Ken: That's because this is the success. This wasn't a practical project. The aim of this project was to develop a service model for special needs learners, and look, here on the cover, this says "A model for service..."
Me: Oh... I didn't understand that at all.
Ken: If you had actually read this, you would have known beyond the shadow of a doubt that this is the final report.
Me: I read it, I just didn't understand it!
Ken: You didn't want to do it in the first place.
Me: I assumed it was busy work, something for me to do while everyone else was moving boxes. (I could tell from the look on his face that I hit it right on the head)
Ken: No. This project was very important.
Me: Well, I'm sorry, but I just didn't understand it.
Ken: You don't have to get defensive! It's just that... well, if someone were to ask me for a job reference at this time, I couldn't give you a good one.
Me: (thinking again, "Big fucking deal, neither can any of my other bosses.")
[now I sit silently for 5 more minutes while he goes on and on about improving my attitude and doing more work]
Ken: so, do you think that's fair?
Me: (thinking "hell, no") Sure.
Ken: Good. So, I guess if that's something you'd like to work on, you will, and if it isn't, you won't.
Me: (thinking "You can say that again") Um, yeah.

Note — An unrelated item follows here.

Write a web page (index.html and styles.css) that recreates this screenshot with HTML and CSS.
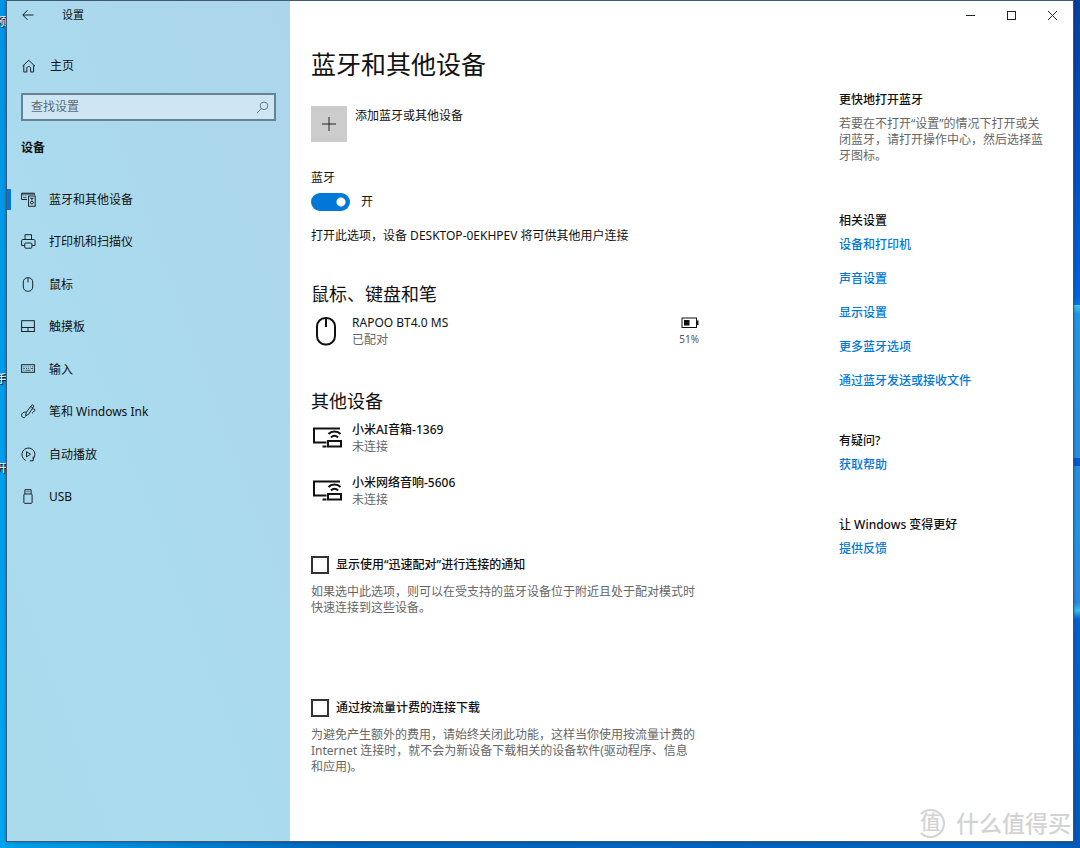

Ken: okay, have a good day, then.
Me: yep.

And that was the end of that. But, to Ken’s credit, he did eventually come up with a project for me - I had to write a searchable HTML database of centre library books (all 600 of them), and then I had to make labels for each and every book and organize them on the shelves. This took until the end of my work term, and kept me very busy, and Ken wrote me a nice letter of reference. It was boring, but it was work, and it was easy, and I got paid very handsomely for it.

Maybe I really shouldn’t complain about my job at all. It was much better than my ex-boyfriend Sam’s (he worked the night shift at a grocery store) and Elinor’s (bitch worker at a Cotton Ginny). It paid better than both those jobs, and it was easy. But hey, I like to complain. And, now that I’m all grown up and faced with the undeniable truth that I will have to work every summer for the rest of my life, I think I’m entitled.